• _AIM OF THE EXERCISE_
Transcribe all of the data exactly. Omit the pictures.

• _INFORMATION PROVIDED_
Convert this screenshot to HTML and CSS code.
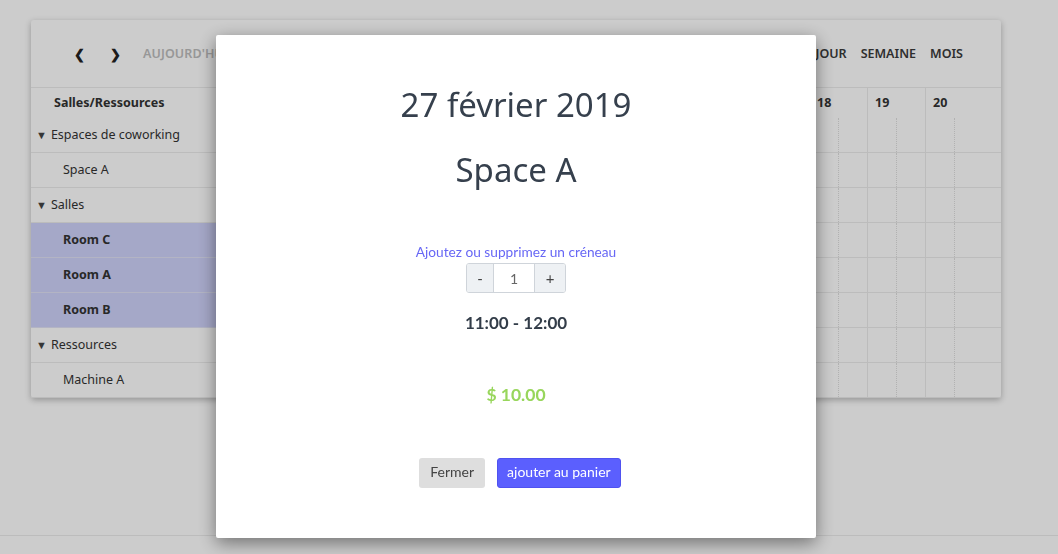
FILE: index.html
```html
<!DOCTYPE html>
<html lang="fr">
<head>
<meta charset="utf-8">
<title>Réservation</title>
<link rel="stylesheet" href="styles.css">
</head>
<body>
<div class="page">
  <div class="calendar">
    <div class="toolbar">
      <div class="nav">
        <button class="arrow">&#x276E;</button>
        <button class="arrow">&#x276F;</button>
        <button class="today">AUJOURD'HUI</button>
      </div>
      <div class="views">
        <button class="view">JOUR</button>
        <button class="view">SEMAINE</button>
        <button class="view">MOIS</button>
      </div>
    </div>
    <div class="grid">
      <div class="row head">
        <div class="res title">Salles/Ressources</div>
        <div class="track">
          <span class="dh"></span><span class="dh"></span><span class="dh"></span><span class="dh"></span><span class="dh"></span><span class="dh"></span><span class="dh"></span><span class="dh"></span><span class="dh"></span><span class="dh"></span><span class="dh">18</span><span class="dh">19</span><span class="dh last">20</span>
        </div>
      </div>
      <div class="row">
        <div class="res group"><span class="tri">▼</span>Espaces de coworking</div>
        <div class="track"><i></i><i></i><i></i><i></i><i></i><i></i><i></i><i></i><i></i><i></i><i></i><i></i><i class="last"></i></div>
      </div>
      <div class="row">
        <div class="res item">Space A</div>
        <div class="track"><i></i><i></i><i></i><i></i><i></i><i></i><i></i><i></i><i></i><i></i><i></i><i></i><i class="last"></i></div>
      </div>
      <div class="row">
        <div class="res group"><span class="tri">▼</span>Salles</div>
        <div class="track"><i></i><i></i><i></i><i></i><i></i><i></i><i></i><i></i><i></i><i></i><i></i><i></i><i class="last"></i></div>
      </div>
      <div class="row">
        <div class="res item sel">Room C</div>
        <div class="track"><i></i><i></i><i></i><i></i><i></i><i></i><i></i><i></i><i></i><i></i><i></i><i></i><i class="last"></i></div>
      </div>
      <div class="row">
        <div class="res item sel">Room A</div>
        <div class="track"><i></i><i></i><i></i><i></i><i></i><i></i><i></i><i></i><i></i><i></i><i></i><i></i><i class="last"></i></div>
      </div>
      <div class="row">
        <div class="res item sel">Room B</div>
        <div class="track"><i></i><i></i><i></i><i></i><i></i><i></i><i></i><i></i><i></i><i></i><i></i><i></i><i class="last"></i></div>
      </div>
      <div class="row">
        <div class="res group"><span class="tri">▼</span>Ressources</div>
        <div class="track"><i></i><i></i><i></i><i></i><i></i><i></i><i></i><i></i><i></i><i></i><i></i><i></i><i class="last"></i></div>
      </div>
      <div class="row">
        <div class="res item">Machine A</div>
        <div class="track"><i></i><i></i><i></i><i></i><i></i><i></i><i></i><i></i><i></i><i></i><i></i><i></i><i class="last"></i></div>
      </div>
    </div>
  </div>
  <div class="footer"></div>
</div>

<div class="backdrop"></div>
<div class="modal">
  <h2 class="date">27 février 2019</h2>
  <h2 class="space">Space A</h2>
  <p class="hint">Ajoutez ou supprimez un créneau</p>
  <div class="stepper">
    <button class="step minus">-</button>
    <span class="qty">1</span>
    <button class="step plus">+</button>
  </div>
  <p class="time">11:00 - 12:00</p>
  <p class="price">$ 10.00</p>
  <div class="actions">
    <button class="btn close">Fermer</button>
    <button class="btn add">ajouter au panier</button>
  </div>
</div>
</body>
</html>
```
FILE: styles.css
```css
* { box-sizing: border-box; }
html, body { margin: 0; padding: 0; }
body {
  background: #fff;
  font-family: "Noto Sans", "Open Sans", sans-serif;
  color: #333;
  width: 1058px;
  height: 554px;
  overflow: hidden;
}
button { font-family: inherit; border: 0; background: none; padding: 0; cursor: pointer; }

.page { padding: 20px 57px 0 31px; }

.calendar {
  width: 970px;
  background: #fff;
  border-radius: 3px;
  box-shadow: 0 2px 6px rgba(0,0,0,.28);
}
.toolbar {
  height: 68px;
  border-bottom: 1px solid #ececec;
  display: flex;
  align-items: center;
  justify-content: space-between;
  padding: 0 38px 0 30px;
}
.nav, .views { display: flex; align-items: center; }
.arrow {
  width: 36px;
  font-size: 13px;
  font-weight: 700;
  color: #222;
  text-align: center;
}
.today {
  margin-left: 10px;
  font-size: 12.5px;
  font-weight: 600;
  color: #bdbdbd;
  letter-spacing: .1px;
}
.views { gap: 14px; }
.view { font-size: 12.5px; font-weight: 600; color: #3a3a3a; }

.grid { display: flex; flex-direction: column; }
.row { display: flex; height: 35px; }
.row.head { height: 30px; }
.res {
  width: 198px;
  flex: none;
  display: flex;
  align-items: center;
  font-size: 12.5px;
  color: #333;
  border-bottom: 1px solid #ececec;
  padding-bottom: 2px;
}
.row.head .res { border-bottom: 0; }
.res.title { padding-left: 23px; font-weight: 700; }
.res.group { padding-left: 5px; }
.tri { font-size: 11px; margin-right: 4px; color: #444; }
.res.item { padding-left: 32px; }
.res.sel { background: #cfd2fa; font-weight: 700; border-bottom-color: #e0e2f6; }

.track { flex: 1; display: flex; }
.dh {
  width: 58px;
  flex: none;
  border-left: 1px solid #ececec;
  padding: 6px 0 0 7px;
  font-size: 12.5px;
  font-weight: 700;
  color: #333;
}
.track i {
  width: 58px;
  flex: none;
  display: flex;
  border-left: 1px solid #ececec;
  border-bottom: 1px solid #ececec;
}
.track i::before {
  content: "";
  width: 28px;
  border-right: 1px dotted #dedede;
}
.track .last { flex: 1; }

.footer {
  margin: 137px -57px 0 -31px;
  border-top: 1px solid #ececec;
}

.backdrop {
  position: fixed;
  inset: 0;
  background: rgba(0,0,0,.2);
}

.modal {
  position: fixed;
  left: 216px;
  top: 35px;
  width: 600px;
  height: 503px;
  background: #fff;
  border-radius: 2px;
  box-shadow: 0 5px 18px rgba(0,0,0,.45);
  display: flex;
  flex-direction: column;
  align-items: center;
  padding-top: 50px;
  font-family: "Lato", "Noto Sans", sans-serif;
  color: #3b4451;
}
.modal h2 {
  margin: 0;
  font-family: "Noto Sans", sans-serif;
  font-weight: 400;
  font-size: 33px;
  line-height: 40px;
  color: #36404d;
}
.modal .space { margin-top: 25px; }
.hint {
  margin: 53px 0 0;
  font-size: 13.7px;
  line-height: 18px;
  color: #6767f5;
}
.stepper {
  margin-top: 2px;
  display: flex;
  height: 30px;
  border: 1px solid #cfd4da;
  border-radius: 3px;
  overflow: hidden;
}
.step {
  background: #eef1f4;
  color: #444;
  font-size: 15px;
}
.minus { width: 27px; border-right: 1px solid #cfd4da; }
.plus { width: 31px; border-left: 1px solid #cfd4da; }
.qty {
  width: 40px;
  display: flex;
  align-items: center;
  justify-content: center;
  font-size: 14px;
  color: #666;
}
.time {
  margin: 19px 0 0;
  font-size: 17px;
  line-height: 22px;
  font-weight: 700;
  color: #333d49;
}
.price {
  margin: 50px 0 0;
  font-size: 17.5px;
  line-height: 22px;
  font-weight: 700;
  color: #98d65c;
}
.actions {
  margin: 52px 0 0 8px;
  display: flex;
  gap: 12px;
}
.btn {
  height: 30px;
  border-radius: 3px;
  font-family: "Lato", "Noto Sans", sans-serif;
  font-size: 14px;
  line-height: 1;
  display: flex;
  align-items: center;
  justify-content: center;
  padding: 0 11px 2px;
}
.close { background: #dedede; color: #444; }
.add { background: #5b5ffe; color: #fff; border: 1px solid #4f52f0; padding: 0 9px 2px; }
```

• _COMPLETED TASK_
Convert this screenshot to HTML and CSS code.
FILE: index.html
```html
<!DOCTYPE html>
<html lang="fr">
<head>
<meta charset="utf-8">
<title>Réservation</title>
<link rel="stylesheet" href="styles.css">
</head>
<body>
<div class="page">
  <div class="calendar">
    <div class="toolbar">
      <div class="nav">
        <button class="arrow">&#x276E;</button>
        <button class="arrow">&#x276F;</button>
        <button class="today">AUJOURD'HUI</button>
      </div>
      <div class="views">
        <button class="view">JOUR</button>
        <button class="view">SEMAINE</button>
        <button class="view">MOIS</button>
      </div>
    </div>
    <div class="grid">
      <div class="row head">
        <div class="res title">Salles/Ressources</div>
        <div class="track">
          <span class="dh"></span><span class="dh"></span><span class="dh"></span><span class="dh"></span><span class="dh"></span><span class="dh"></span><span class="dh"></span><span class="dh"></span><span class="dh"></span><span class="dh"></span><span class="dh">18</span><span class="dh">19</span><span class="dh last">20</span>
        </div>
      </div>
      <div class="row">
        <div class="res group"><span class="tri">▼</span>Espaces de coworking</div>
        <div class="track"><i></i><i></i><i></i><i></i><i></i><i></i><i></i><i></i><i></i><i></i><i></i><i></i><i class="last"></i></div>
      </div>
      <div class="row">
        <div class="res item">Space A</div>
        <div class="track"><i></i><i></i><i></i><i></i><i></i><i></i><i></i><i></i><i></i><i></i><i></i><i></i><i class="last"></i></div>
      </div>
      <div class="row">
        <div class="res group"><span class="tri">▼</span>Salles</div>
        <div class="track"><i></i><i></i><i></i><i></i><i></i><i></i><i></i><i></i><i></i><i></i><i></i><i></i><i class="last"></i></div>
      </div>
      <div class="row">
        <div class="res item sel">Room C</div>
        <div class="track"><i></i><i></i><i></i><i></i><i></i><i></i><i></i><i></i><i></i><i></i><i></i><i></i><i class="last"></i></div>
      </div>
      <div class="row">
        <div class="res item sel">Room A</div>
        <div class="track"><i></i><i></i><i></i><i></i><i></i><i></i><i></i><i></i><i></i><i></i><i></i><i></i><i class="last"></i></div>
      </div>
      <div class="row">
        <div class="res item sel">Room B</div>
        <div class="track"><i></i><i></i><i></i><i></i><i></i><i></i><i></i><i></i><i></i><i></i><i></i><i></i><i class="last"></i></div>
      </div>
      <div class="row">
        <div class="res group"><span class="tri">▼</span>Ressources</div>
        <div class="track"><i></i><i></i><i></i><i></i><i></i><i></i><i></i><i></i><i></i><i></i><i></i><i></i><i class="last"></i></div>
      </div>
      <div class="row">
        <div class="res item">Machine A</div>
        <div class="track"><i></i><i></i><i></i><i></i><i></i><i></i><i></i><i></i><i></i><i></i><i></i><i></i><i class="last"></i></div>
      </div>
    </div>
  </div>
  <div class="footer"></div>
</div>

<div class="backdrop"></div>
<div class="modal">
  <h2 class="date">27 février 2019</h2>
  <h2 class="space">Space A</h2>
  <p class="hint">Ajoutez ou supprimez un créneau</p>
  <div class="stepper">
    <button class="step minus">-</button>
    <span class="qty">1</span>
    <button class="step plus">+</button>
  </div>
  <p class="time">11:00 - 12:00</p>
  <p class="price">$ 10.00</p>
  <div class="actions">
    <button class="btn close">Fermer</button>
    <button class="btn add">ajouter au panier</button>
  </div>
</div>
</body>
</html>
```
FILE: styles.css
```css
* { box-sizing: border-box; }
html, body { margin: 0; padding: 0; }
body {
  background: #fff;
  font-family: "Noto Sans", "Open Sans", sans-serif;
  color: #333;
  width: 1058px;
  height: 554px;
  overflow: hidden;
}
button { font-family: inherit; border: 0; background: none; padding: 0; cursor: pointer; }

.page { padding: 20px 57px 0 31px; }

.calendar {
  width: 970px;
  background: #fff;
  border-radius: 3px;
  box-shadow: 0 2px 6px rgba(0,0,0,.28);
}
.toolbar {
  height: 68px;
  border-bottom: 1px solid #ececec;
  display: flex;
  align-items: center;
  justify-content: space-between;
  padding: 0 38px 0 30px;
}
.nav, .views { display: flex; align-items: center; }
.arrow {
  width: 36px;
  font-size: 13px;
  font-weight: 700;
  color: #222;
  text-align: center;
}
.today {
  margin-left: 10px;
  font-size: 12.5px;
  font-weight: 600;
  color: #bdbdbd;
  letter-spacing: .1px;
}
.views { gap: 14px; }
.view { font-size: 12.5px; font-weight: 600; color: #3a3a3a; }

.grid { display: flex; flex-direction: column; }
.row { display: flex; height: 35px; }
.row.head { height: 30px; }
.res {
  width: 198px;
  flex: none;
  display: flex;
  align-items: center;
  font-size: 12.5px;
  color: #333;
  border-bottom: 1px solid #ececec;
  padding-bottom: 2px;
}
.row.head .res { border-bottom: 0; }
.res.title { padding-left: 23px; font-weight: 700; }
.res.group { padding-left: 5px; }
.tri { font-size: 11px; margin-right: 4px; color: #444; }
.res.item { padding-left: 32px; }
.res.sel { background: #cfd2fa; font-weight: 700; border-bottom-color: #e0e2f6; }

.track { flex: 1; display: flex; }
.dh {
  width: 58px;
  flex: none;
  border-left: 1px solid #ececec;
  padding: 6px 0 0 7px;
  font-size: 12.5px;
  font-weight: 700;
  color: #333;
}
.track i {
  width: 58px;
  flex: none;
  display: flex;
  border-left: 1px solid #ececec;
  border-bottom: 1px solid #ececec;
}
.track i::before {
  content: "";
  width: 28px;
  border-right: 1px dotted #dedede;
}
.track .last { flex: 1; }

.footer {
  margin: 137px -57px 0 -31px;
  border-top: 1px solid #ececec;
}

.backdrop {
  position: fixed;
  inset: 0;
  background: rgba(0,0,0,.2);
}

.modal {
  position: fixed;
  left: 216px;
  top: 35px;
  width: 600px;
  height: 503px;
  background: #fff;
  border-radius: 2px;
  box-shadow: 0 5px 18px rgba(0,0,0,.45);
  display: flex;
  flex-direction: column;
  align-items: center;
  padding-top: 50px;
  font-family: "Lato", "Noto Sans", sans-serif;
  color: #3b4451;
}
.modal h2 {
  margin: 0;
  font-family: "Noto Sans", sans-serif;
  font-weight: 400;
  font-size: 33px;
  line-height: 40px;
  color: #36404d;
}
.modal .space { margin-top: 25px; }
.hint {
  margin: 53px 0 0;
  font-size: 13.7px;
  line-height: 18px;
  color: #6767f5;
}
.stepper {
  margin-top: 2px;
  display: flex;
  height: 30px;
  border: 1px solid #cfd4da;
  border-radius: 3px;
  overflow: hidden;
}
.step {
  background: #eef1f4;
  color: #444;
  font-size: 15px;
}
.minus { width: 27px; border-right: 1px solid #cfd4da; }
.plus { width: 31px; border-left: 1px solid #cfd4da; }
.qty {
  width: 40px;
  display: flex;
  align-items: center;
  justify-content: center;
  font-size: 14px;
  color: #666;
}
.time {
  margin: 19px 0 0;
  font-size: 17px;
  line-height: 22px;
  font-weight: 700;
  color: #333d49;
}
.price {
  margin: 50px 0 0;
  font-size: 17.5px;
  line-height: 22px;
  font-weight: 700;
  color: #98d65c;
}
.actions {
  margin: 52px 0 0 8px;
  display: flex;
  gap: 12px;
}
.btn {
  height: 30px;
  border-radius: 3px;
  font-family: "Lato", "Noto Sans", sans-serif;
  font-size: 14px;
  line-height: 1;
  display: flex;
  align-items: center;
  justify-content: center;
  padding: 0 11px 2px;
}
.close { background: #dedede; color: #444; }
.add { background: #5b5ffe; color: #fff; border: 1px solid #4f52f0; padding: 0 9px 2px; }
```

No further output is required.